His life at Glebe Park is a lot different now. “If you want a contrast it would be Brechin’s training the other night in the wind and rain at Little Kerse [in Grangemouth]. We only get given a third of the pitch and this time had to wait for Celtic’s under-eights to finish their session. Their coach asked me to say a few words to them but no one would have known who the hell I was.”
Wilson recalls Strachan’s advice when he told his old boss he was entering management: “He told me: ‘Learn Spanish - you’ll be able to get a job anywhere.’ He wonders how football’s pre-eminent Spaniard, Pep Guardiola, would cope with having to retrieve errant balls from Glebe Park’s famous hedge. But the father of two boys, both of whom hate football, repeats: “I’m where I want to be. The chairman hasn’t put any pressure on me and he and the board have Brechin in their hearts. We all know that if we end up in the playoffs to avoid going out of the SPFL we could come up against a big-spending Highland or Lowland team so we’d do our damnedest to avoid that.

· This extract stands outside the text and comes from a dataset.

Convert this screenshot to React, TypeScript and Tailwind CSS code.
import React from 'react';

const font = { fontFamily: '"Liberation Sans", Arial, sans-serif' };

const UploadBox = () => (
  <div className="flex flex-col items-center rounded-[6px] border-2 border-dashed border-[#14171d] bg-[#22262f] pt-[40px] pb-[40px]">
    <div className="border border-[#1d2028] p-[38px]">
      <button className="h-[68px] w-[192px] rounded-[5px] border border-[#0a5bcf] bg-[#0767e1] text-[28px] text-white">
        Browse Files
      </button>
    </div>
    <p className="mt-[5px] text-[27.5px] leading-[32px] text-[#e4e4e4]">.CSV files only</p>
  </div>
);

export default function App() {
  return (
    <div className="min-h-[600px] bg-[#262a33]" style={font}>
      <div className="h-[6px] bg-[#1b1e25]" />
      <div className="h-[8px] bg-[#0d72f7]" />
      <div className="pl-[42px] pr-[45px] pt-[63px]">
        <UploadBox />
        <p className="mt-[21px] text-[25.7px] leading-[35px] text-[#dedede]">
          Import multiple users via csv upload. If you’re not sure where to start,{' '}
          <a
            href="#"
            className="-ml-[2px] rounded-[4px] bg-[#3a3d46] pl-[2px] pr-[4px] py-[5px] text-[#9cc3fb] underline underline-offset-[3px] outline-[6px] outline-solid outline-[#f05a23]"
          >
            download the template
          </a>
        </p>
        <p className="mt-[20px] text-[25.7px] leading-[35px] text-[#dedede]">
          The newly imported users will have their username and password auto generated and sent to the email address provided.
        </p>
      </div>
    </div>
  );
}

“The fans are a good bunch. They haven’t got on the players’ backs too much, even though we’re on a terrible run right now. At Airdrie the supporters never took to me, possibly because of my Celtic connections, and the stuff got personal: ‘You shouldn’t be here, Wilson. You were crap as a player and now you’re crap as a manager.’ I guess that’s another difference between my football life now and before. In Old Firm games, 60,000 people in the ground, there’s just this big, low growl the whole time and you don’t hear individual shouts. Down the leagues it can get quite specific so I tell my players there are worse places to be. Like Airdrie.”
Wilson remembers two occasions at Celtic when the team returned to Parkhead after humiliating defeats and had to run the gauntlet of seething mobs. “The first was when we lost the [Scottish Cup] semi to Ross County. I felt sorry for Neil, who was trying to get the manager’s job full-time. He’d ripped into the team, telling Georgios Samaras he’d never play for the club again, but the fans were entitled to protest. I hadn’t actually been playing in the game but got it just the same. The walk to my car was the longest of my life. Then there was the 4-0 defeat at St Mirren which was the end for Tony Mowbray. I was certainly culpable that night and it was right that we all had to face the music.”

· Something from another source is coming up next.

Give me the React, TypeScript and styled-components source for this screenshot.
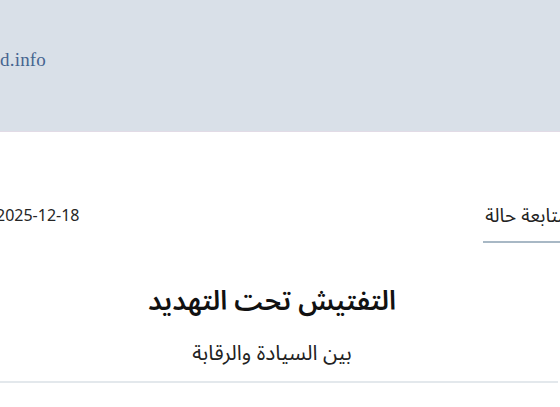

Such scrutiny and rigour comes with the territory for the Old Firm, not least when the Glasgow giants collide. Wilson’s lowest feeling in the fixture might have been when a touch of complacency let in Daniel Cousin and Rangers staged a 4-2 comeback. “Those are the times when you feel everyone in the street is staring at you: ‘That’s him. That’s the clown who gave the goal away.’ I even thought the wee wifey in Tesco was looking at me funny.” The best feeling? No doubt about that: it was when he became the most obscure hero of Old Firm skirmishes, the nearly-forgotten man behind the strike which clinched 2011’s “Shame Game”.

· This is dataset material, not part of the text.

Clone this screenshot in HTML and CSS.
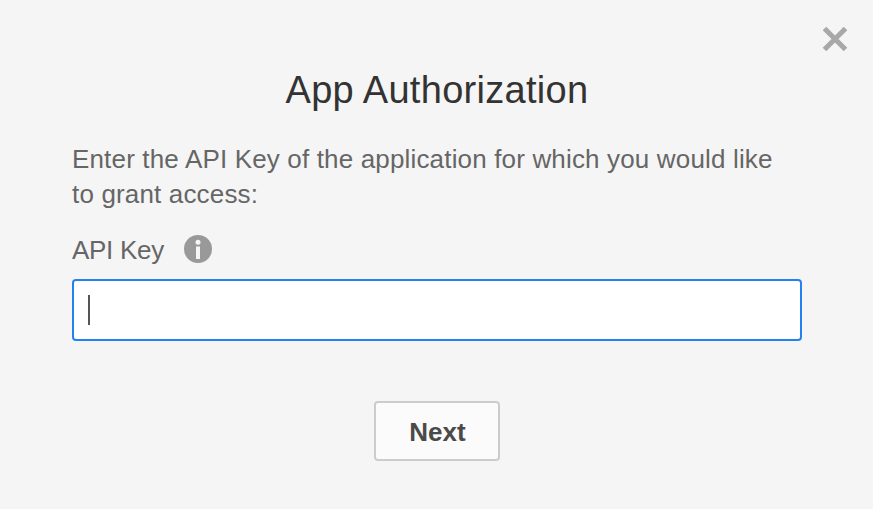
FILE: index.html
```html
<!DOCTYPE html>
<html lang="en">
<head>
<meta charset="utf-8">
<title>App Authorization</title>
<link rel="stylesheet" href="styles.css">
</head>
<body>
<main class="dialog">
  <button class="close" type="button" aria-label="Close">
    <svg viewBox="0 0 28 28" width="28" height="28"><path d="M3.5 3.5 L24.5 24.5 M24.5 3.5 L3.5 24.5" stroke="#a8a8a8" stroke-width="5" fill="none"/></svg>
  </button>
  <h1 class="title">App Authorization</h1>
  <p class="intro">Enter the API Key of the application for which you would like to grant access:</p>
  <div class="label-row">
    <label class="label" for="key">API Key</label>
    <svg class="info" viewBox="0 0 28 28" width="28" height="28"><circle cx="14" cy="14" r="14" fill="#999"/><circle cx="14" cy="7.3" r="2.5" fill="#f5f5f5"/><rect x="12" y="11.5" width="4" height="12.5" fill="#f5f5f5"/></svg>
  </div>
  <div class="input" id="key"><span class="caret"></span></div>
  <div class="actions"><button class="next" type="button">Next</button></div>
</main>
</body>
</html>
```
FILE: styles.css
```css
html, body { margin: 0; height: 100%; }
body {
  background: #f5f5f5;
  font-family: "Liberation Sans", Arial, sans-serif;
  color: #666;
  overflow: hidden;
}
.dialog { position: relative; padding: 68px 71px 0 72px; }
.close {
  position: absolute; top: 25px; right: 24px;
  padding: 0; border: 0; background: none; width: 28px; height: 28px;
}
.close svg { display: block; filter: blur(0.6px); }
.title {
  margin: 0 0 30px; text-align: center;
  font-size: 38px; line-height: 44px; font-weight: 400; color: #333;
  letter-spacing: 0.3px;
}
.intro {
  margin: 0 0 23px; max-width: 715px;
  font-size: 26px; line-height: 35px; letter-spacing: 0.16px;
}
.label-row { display: flex; align-items: center; gap: 20px; height: 30px; margin-bottom: 14px; }
.label { font-size: 26px; line-height: 30px; letter-spacing: -0.3px; }
.info { display: block; margin-top: -2px; }
.input {
  box-sizing: border-box; height: 62px;
  background: #fff; border: 2px solid #2481f2; border-radius: 4px;
  padding: 14px 14px;
}
.caret { display: block; width: 2px; height: 30px; background: #555; }
.actions { display: flex; justify-content: center; margin-top: 60px; padding-right: 1px; }
.next {
  box-sizing: border-box; width: 126px; height: 60px;
  background: #fbfbfb; border: 2px solid #ccc; border-radius: 4px;
  font-family: inherit; font-size: 26px; font-weight: 700; color: #4a4a4a; padding: 2px 0 0 2px;
}
```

“There was a weird atmosphere that night. The game was under the lights which for the Old Firm is unusual but it was more than that: very, very edgy. I had a feeling something strange would happen and then a defender – kind of unattractive – scored the winning goal. But we all remember what happened next. Neil and Ally [McCoist] had their dust-up and I was bumped right off the back pages!”